Begin
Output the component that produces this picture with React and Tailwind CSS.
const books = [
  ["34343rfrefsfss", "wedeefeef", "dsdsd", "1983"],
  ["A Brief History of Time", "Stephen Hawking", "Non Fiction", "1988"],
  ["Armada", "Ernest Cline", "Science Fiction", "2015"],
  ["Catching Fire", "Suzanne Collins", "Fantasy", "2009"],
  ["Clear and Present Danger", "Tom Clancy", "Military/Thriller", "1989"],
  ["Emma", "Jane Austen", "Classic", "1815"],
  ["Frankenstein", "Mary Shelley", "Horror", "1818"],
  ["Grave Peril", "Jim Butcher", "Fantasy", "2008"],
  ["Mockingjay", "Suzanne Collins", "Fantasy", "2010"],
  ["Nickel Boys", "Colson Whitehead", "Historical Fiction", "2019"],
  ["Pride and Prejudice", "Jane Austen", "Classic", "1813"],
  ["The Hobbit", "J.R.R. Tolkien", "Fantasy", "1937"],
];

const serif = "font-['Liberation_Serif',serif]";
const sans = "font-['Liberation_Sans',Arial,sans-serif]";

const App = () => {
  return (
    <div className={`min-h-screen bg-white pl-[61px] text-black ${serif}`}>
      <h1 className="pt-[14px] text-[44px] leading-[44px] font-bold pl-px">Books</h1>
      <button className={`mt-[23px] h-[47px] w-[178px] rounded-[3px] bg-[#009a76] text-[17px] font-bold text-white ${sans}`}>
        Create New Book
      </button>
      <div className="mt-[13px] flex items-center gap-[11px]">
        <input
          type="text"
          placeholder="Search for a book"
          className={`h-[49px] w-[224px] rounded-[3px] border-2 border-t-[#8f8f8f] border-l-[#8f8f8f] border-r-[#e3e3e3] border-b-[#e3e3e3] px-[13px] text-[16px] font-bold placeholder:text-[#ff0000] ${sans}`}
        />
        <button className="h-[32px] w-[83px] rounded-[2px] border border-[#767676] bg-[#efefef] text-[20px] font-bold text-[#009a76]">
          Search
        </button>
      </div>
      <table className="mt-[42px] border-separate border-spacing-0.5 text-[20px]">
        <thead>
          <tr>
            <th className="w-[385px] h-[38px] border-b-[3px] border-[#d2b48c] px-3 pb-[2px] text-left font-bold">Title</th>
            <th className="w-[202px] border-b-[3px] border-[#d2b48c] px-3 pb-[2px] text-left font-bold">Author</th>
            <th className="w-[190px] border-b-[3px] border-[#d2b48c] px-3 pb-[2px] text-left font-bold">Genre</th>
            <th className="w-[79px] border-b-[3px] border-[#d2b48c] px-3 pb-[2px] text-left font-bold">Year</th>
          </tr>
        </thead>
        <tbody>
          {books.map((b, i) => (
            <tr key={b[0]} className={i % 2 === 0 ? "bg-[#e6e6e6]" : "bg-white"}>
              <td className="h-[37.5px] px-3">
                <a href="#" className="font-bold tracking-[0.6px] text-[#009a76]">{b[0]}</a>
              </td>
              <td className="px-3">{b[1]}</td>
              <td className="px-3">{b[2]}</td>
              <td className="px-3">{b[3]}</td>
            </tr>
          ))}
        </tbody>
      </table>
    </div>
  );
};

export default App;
End
Begin
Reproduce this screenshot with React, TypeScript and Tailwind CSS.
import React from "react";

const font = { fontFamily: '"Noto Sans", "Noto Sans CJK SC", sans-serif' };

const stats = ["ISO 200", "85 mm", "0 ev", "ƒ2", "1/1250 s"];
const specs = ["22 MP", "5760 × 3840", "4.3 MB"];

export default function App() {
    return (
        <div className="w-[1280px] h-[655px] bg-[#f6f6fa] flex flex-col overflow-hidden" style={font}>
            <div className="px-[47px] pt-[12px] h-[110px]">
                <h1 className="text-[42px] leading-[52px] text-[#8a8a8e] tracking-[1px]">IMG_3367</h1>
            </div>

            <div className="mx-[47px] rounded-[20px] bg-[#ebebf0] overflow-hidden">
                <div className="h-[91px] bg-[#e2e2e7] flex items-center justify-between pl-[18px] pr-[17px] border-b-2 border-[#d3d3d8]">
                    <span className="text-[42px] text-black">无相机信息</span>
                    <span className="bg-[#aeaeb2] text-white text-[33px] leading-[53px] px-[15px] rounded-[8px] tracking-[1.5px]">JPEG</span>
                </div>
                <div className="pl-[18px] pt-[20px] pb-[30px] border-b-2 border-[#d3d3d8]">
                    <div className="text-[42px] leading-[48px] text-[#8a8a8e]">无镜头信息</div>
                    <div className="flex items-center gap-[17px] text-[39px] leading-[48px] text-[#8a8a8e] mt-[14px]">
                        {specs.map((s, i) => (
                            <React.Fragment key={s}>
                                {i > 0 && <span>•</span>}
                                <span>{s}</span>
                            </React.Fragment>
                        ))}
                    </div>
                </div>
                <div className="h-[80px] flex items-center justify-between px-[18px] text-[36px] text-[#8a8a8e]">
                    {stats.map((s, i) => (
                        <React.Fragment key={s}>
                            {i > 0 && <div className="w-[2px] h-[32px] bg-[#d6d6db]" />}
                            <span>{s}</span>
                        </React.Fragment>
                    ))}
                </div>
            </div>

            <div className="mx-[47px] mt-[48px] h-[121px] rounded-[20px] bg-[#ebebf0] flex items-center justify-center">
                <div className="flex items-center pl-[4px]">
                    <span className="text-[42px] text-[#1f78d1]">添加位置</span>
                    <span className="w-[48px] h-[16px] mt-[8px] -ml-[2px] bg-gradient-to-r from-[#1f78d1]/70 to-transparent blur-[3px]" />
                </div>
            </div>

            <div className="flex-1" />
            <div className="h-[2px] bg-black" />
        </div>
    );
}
End
• [What the task asks] Which lines contain the word "this"? Copy each one.

• [Response]
Output the component that produces this picture with React and Tailwind CSS.
Reproduce this screenshot with React, TypeScript and Tailwind CSS.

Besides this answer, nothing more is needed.